- STATED PROBLEM
Return the lines where the word "React" occurs.

- DATA RECORDS
+ + +
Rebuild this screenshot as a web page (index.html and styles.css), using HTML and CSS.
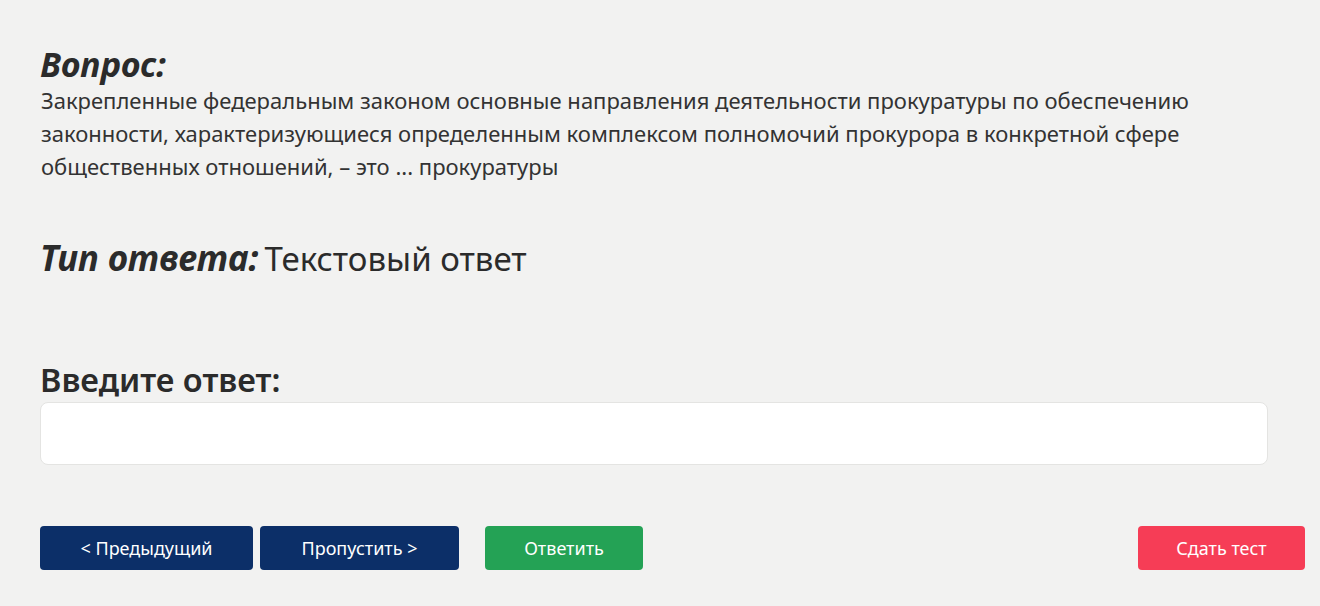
FILE: index.html
```html
<!DOCTYPE html>
<html lang="ru">
<head>
  <meta charset="UTF-8">
  <meta name="viewport" content="width=device-width, initial-scale=1.0">
  <title>Тест</title>
  <link rel="stylesheet" href="styles.css">
</head>
<body>
  <div class="quiz">
    <div class="question">
      <h2 class="label">Вопрос:</h2>
      <p class="question-text">Закрепленные федеральным законом основные направления деятельности прокуратуры по обеспечению законности, характеризующиеся определенным комплексом полномочий прокурора в конкретной сфере общественных отношений, – это ... прокуратуры</p>
    </div>

    <div class="answer-type">
      <span class="label">Тип ответа:</span>
      <span class="type-value">Текстовый ответ</span>
    </div>

    <div class="answer-form">
      <h3>Введите ответ:</h3>
      <input type="text" class="answer-input">
    </div>

    <div class="controls">
      <button class="btn btn-nav">&lt; Предыдущий</button>
      <button class="btn btn-nav btn-skip">Пропустить &gt;</button>
      <button class="btn btn-answer">Ответить</button>
      <button class="btn btn-finish">Сдать тест</button>
    </div>
  </div>
</body>
</html>
```

FILE: styles.css
```css
/* Общие стили */
* {
  margin: 0;
  padding: 0;
  box-sizing: border-box;
}

body {
  background-color: #f2f2f1;
  color: #2b2b2b;
  font-family: "Noto Sans", "Open Sans", sans-serif;
}

.quiz {
  padding: 44px 15px 0 40px;
}

.label {
  font-size: 34px;
  font-weight: 700;
  font-style: italic;
  line-height: 40px;
}

.question-text {
  font-size: 22px;
  line-height: 33px;
  margin-left: 1px;
  max-width: 1200px;
  color: #333;
}

/* Тип ответа */
.answer-type {
  margin-top: 55px;
  display: flex;
  align-items: baseline;
  gap: 6px;
  line-height: 40px;
}

.answer-type .label {
  font-size: 35px;
}

.type-value {
  font-size: 33px;
  font-weight: 400;
}

/* Поле ответа */
.answer-form {
  margin-top: 81px;
  width: 1228px;
}

.answer-form h3 {
  font-size: 32.5px;
  font-weight: 600;
  line-height: 40px;
}

.answer-input {
  display: block;
  width: 100%;
  height: 63px;
  margin-top: 2px;
  border: 1px solid #e4e4e2;
  border-radius: 8px;
  background-color: #fff;
  font-size: 18px;
  padding: 0 14px;
}

/* Кнопки */
.controls {
  margin-top: 61px;
  display: flex;
  gap: 7px;
}

.btn {
  height: 44px;
  border: none;
  border-radius: 4px;
  color: #fff;
  font-family: "Noto Sans", sans-serif;
  font-size: 18px;
  cursor: pointer;
}

.btn-nav {
  background-color: #0c2f68;
  width: 213px;
}

.btn-skip {
  width: 199px;
}

.btn-answer {
  background-color: #24a255;
  width: 158px;
  margin-left: 19px;
}

.btn-finish {
  background-color: #f63d56;
  width: 167px;
  margin-left: auto;
}
```
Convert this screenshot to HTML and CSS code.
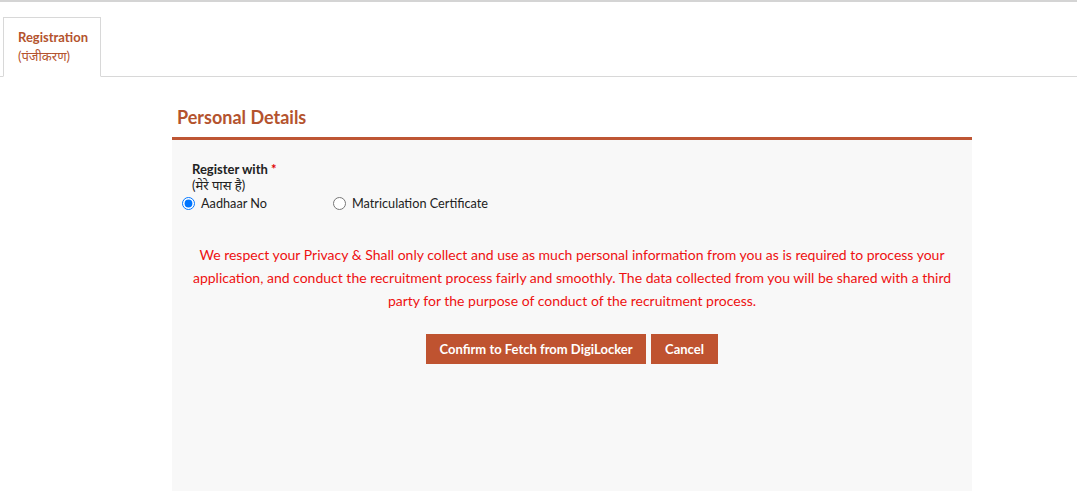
FILE: index.html
```html
<!DOCTYPE html>
<html>
  <head>
    <title>Registration</title>
    <meta charset="UTF-8">
    <link rel="stylesheet" href="styles.css">
  </head>
  <body>
    <div class="tabs">
      <div class="tab">
        <div class="tab-title">Registration</div>
        <div class="tab-sub">(पंजीकरण)</div>
      </div>
    </div>
    <div class="panel">
      <h2 class="panel-title">Personal Details</h2>
      <div class="panel-body">
        <div class="field-label">Register with <span class="req">*</span></div>
        <div class="field-sub">(मेरे पास है)</div>
        <div class="radios">
          <label class="radio first"><input type="radio" name="reg" checked> Aadhaar No</label>
          <label class="radio"><input type="radio" name="reg"> Matriculation Certificate</label>
        </div>
        <p class="notice">We respect your Privacy &amp; Shall only collect and use as much personal information from you as is required to process your application, and conduct the recruitment process fairly and smoothly. The data collected from you will be shared with a third party for the purpose of conduct of the recruitment process.</p>
        <div class="actions">
          <button type="button" class="btn btn-wide">Confirm to Fetch from DigiLocker</button>
          <button type="button" class="btn">Cancel</button>
        </div>
      </div>
    </div>
  </body>
</html>
```

FILE: styles.css
```css
body
{
  margin: 0;
  border-top: 2px solid #d4d4d4;
  font-family: Lato, "Noto Sans", "Noto Sans Devanagari", sans-serif;
  background-color: #ffffff;
  color: #222222;
}
.tabs
{
  display: flex;
  margin-top: 15px;
  padding-left: 3px;
  border-bottom: 1px solid #d8d8d8;
}
.tab
{
  box-sizing: border-box;
  width: 98px;
  height: 60px;
  margin-bottom: -1px;
  padding: 11px 0 0 14px;
  border: 1px solid #d8d8d8;
  border-bottom: 1px solid #ffffff;
  background-color: #ffffff;
}
.tab-title
{
  color: #b4532e;
  font-size: 13px;
  font-weight: bold;
  line-height: 16px;
}
.tab-sub
{
  color: #b4532e;
  font-size: 13px;
  line-height: 22px;
}
.panel
{
  width: 800px;
  margin-left: 172px;
  margin-top: 28px;
}
.panel-title
{
  margin: 0;
  padding: 0 0 8px 5px;
  color: #b4532e;
  font-size: 18px;
  line-height: 24px;
  border-bottom: 3px solid #be5634;
}
.panel-body
{
  background-color: #f8f8f8;
  height: 331px;
  padding: 20px 10px 0 10px;
}
.field-label
{
  padding-left: 10px;
  font-size: 13px;
  font-weight: bold;
  line-height: 18px;
}
.req
{
  color: #e00000;
}
.field-sub
{
  padding-left: 10px;
  font-size: 13px;
  line-height: 15px;
}
.radios
{
  display: flex;
  margin-top: 1px;
  font-size: 12.7px;
  line-height: 18px;
}
.radio
{
  display: flex;
  align-items: center;
}
.radio input
{
  margin: 0 6px 0 0;
  width: 13px;
  height: 13px;
}
.radio.first
{
  width: 151px;
}
.notice
{
  margin: 31px 0 0 0;
  padding: 0 4px;
  text-align: center;
  color: #ee1111;
  font-size: 14px;
  line-height: 23px;
}
.actions
{
  display: flex;
  justify-content: center;
  gap: 5px;
  margin-top: 22px;
}
.btn
{
  height: 30px;
  padding: 0 14px;
  border: none;
  background-color: #bf5330;
  color: #ffffff;
  font-family: Lato, "Noto Sans", sans-serif;
  font-size: 13px;
  font-weight: bold;
  white-space: nowrap;
}
.btn-wide
{
  width: 220px;
  padding: 0;
}
```
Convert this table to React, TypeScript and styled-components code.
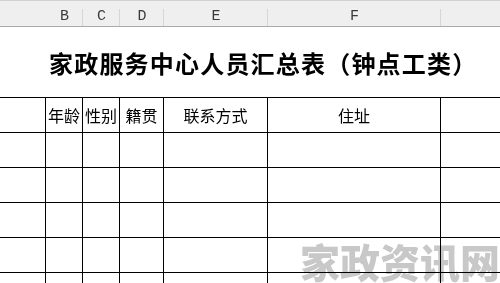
import React from "react";
import styled, { createGlobalStyle } from "styled-components";

const Global = createGlobalStyle`
  html, body { margin: 0; padding: 0; background: #fff; }
  body { width: 500px; height: 283px; overflow: hidden; }
`;

const COLS = "46px 37px 37px 44px 104px 173px 1fr";

const Sheet = styled.div`
  position: relative;
  width: 500px;
  height: 283px;
  overflow: hidden;
  background: #fff;
  font-family: "Noto Sans CJK SC", "Noto Sans", sans-serif;
`;

const ColHeader = styled.div`
  display: grid;
  grid-template-columns: ${COLS};
  height: 25px;
  background: #efefef;
  border-top: 1px solid #d2d2d2;
  border-bottom: 1px solid #a9a9a9;
`;

const ColLabel = styled.div<{ $sep?: boolean }>`
  position: relative;
  display: flex;
  align-items: flex-end;
  justify-content: center;
  padding-bottom: 2px;
  box-sizing: border-box;
  font-family: "Liberation Mono", "Courier New", monospace;
  font-size: 15px;
  line-height: 15px;
  color: #3a3a3a;
  &::after {
    content: "";
    display: ${(p) => (p.$sep ? "block" : "none")};
    position: absolute;
    right: 0;
    top: 8px;
    bottom: 0;
    width: 1px;
    background: #d6d6d6;
  }
`;

const TitleRow = styled.div`
  height: 70px;
  display: flex;
  align-items: center;
  padding: 2px 0 0 49px;
  box-sizing: border-box;
`;

const Title = styled.h1`
  margin: 0;
  font-size: 24px;
  font-weight: 700;
  letter-spacing: 1.2px;
  color: #000;
  white-space: nowrap;
  line-height: 1;
`;

const Table = styled.div`
  border-top: 1px solid #000;
`;

const Row = styled.div`
  display: grid;
  grid-template-columns: ${COLS};
  height: 35px;
  box-sizing: border-box;
  border-bottom: 1px solid #000;
`;

const Cell = styled.div<{ $last?: boolean }>`
  display: flex;
  align-items: center;
  justify-content: center;
  box-sizing: border-box;
  border-right: ${(p) => (p.$last ? "none" : "1px solid #000")};
  font-size: 16px;
  font-weight: 400;
  color: #000;
  white-space: nowrap;
  overflow: hidden;
`;

const Watermark = styled.div`
  position: absolute;
  left: 300px;
  top: 241px;
  font-family: "Noto Sans CJK SC", sans-serif;
  font-size: 40px;
  font-weight: 900;
  line-height: 1;
  color: #c8c8c8;
  white-space: nowrap;
  mix-blend-mode: multiply;
`;

const letters = ["", "B", "C", "D", "E", "F", ""];
const heads = ["", "年龄", "性别", "籍贯", "联系方式", "住址", ""];

export default function App() {
  return (
    <Sheet>
      <Global />
      <ColHeader>
        {letters.map((l, i) => (
          <ColLabel key={i} $sep={i > 0 && i < 6}>
            {l}
          </ColLabel>
        ))}
      </ColHeader>
      <TitleRow>
        <Title>家政服务中心人员汇总表（钟点工类）</Title>
      </TitleRow>
      <Table>
        <Row>
          {heads.map((h, i) => (
            <Cell key={i} $last={i === 6}>
              {h}
            </Cell>
          ))}
        </Row>
        {[0, 1, 2, 3, 4].map((r) => (
          <Row key={r}>
            {heads.map((_, i) => (
              <Cell key={i} $last={i === 6} />
            ))}
          </Row>
        ))}
      </Table>
      <Watermark>家政资讯网</Watermark>
    </Sheet>
  );
}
+ + +
- ANSWER TO THIS EXERCISE
Convert this table to React, TypeScript and styled-components code.
import React from "react";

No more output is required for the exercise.